Vanishing quantum confinement enables bright and thermally excited multi-carrier emission from semiconductor nanocrystals

TL;DR

This paper investigates the photophysics of bulk nanocrystals, revealing their multi-carrier emission properties, suppressed Auger recombination, and thermal equilibrium behavior, thus bridging the understanding between quantum-confined and bulk nanocrystals.

Contribution

It provides the first detailed single-particle analysis of multi-carrier states in bulk nanocrystals and introduces a model explaining their unique emission characteristics.

Findings

Multi-carrier states exhibit bimodal emission.

Strong suppression of Auger recombination observed.

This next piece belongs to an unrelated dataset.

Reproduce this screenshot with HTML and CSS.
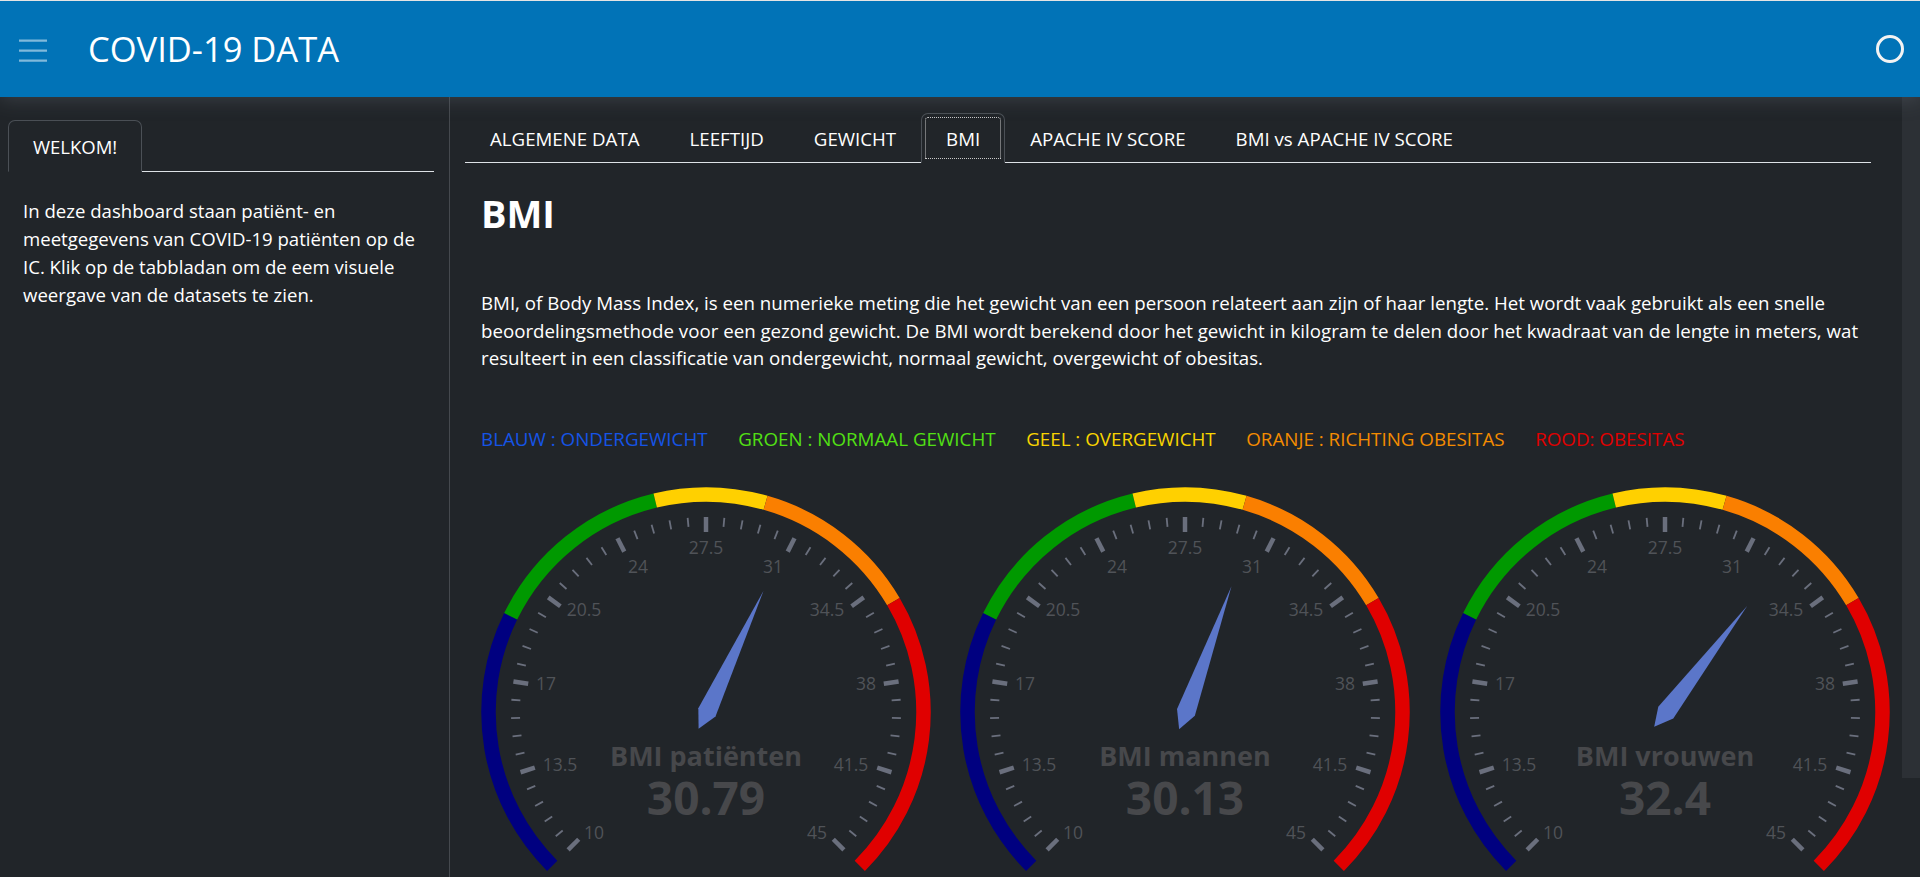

Thermal equilibrium confirmed between electron and hole levels.

Abstract

Recently, nanocrystals in the regime of vanishing quantum confinement-termed bulk nanocrystals (BNCs)-have demonstrated remarkable optical gain characteristics. While their high-power lasing performance was demonstrated convincingly, the photophysics at low and intermediate powers-where charge-carrier populations are discrete-remain unexplored. Using single-photon avalanche diode (SPAD) array technology, we resolve the dynamics and energetics of six multi-carrier excited states in individual CdSe/CdS core/shell BNCs, containing up to four electrons and two holes. Each state exhibits bimodal emission, indicative of thermal equilibrium between closely spaced electron and hole levels, confirmed via temperature-dependent single-particle measurements. Quantification of radiative and nonradiative decay channels reveals strongly suppressed Auger recombination through both the negative- and positive-trion pathways. We present a model that combines statistical scaling of rate constants with Fermi-Dirac thermal occupations of electron and hole levels, bridging the transitional regime between quantum-confined and bulk nanocrystals, and providing a comprehensive framework for understanding this emerging class of materials.